Speaking of sleeping…the train station was lined with people sleeping on the floor. I assume it was people on long layovers. I couldn’t even fathom the idea of sleeping on the platforms. They were filthy, smelled like baked urine and a few short feet away on the tracks – rats (lots and lots and lots) scurried around. EEK! I get the shivers just typing it. James had me wait with the bags while he went to see if our train was on time and I stood frozen in fear (I wish I was exaggerating). He returned with bad news; the train was late. A family decided to pass the time by watching us. And by watch us I mean they spread their blanket on the floor a few feet to our right and lined up facing us. The mom (I think it was) dug treats out of her bag and they ate and stared at us. I can’t wait to get home and be anonymous again.

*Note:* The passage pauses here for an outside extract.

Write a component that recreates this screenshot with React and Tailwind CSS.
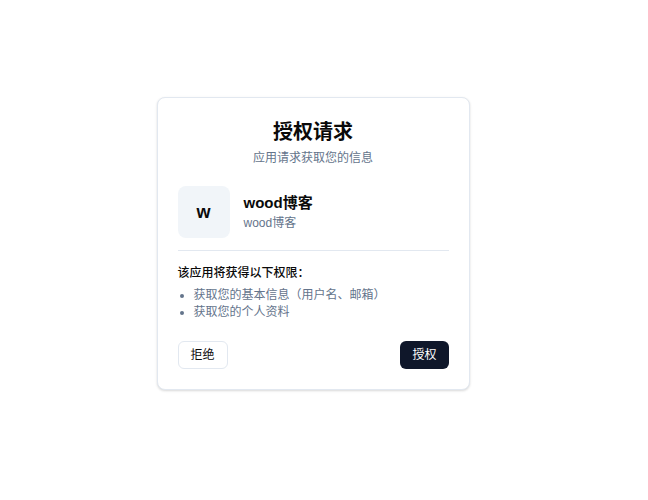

I got bored of being watched so went and started to talk with the other foreigners until our train showed.

Our luxury beds

When I said we had seats we really only had a confirmation; we had no idea where our seats were, just that they were first class AC. When the train pulled up we got on to a first class car but couldn’t find a train guy so got off. He was standing on the platform surrounded by people. I pushed and shoved my way into the crowd and shoved my confirmed ticket in his face. Sorry. He looked us up and wrote our bed numbers on my sheet. Then off we went again. We found our car and bunks quickly, locked our bags to the bottom of mine and settled in for the long ride. I have to admit I was a bit disappointed. Other than having only 4 bunks in our cubbie and a locking door on the end it was pretty much the same as 2 and 3 AC. It was nice to lock the door and not worry, but at double the cost I’d suggest staying in 2 or 3. James called me a princess. I wondered when my meals were coming. They never did, maybe that’s only on day trains. I am lucky to be short when it comes to overnight anything – I curled up in what was left of my bunk (our backpack only takes up about a fifth) and fell asleep. I’d like to say the rattling of the train and the jerking motion was prime sleeping conditions but then I’d be lying.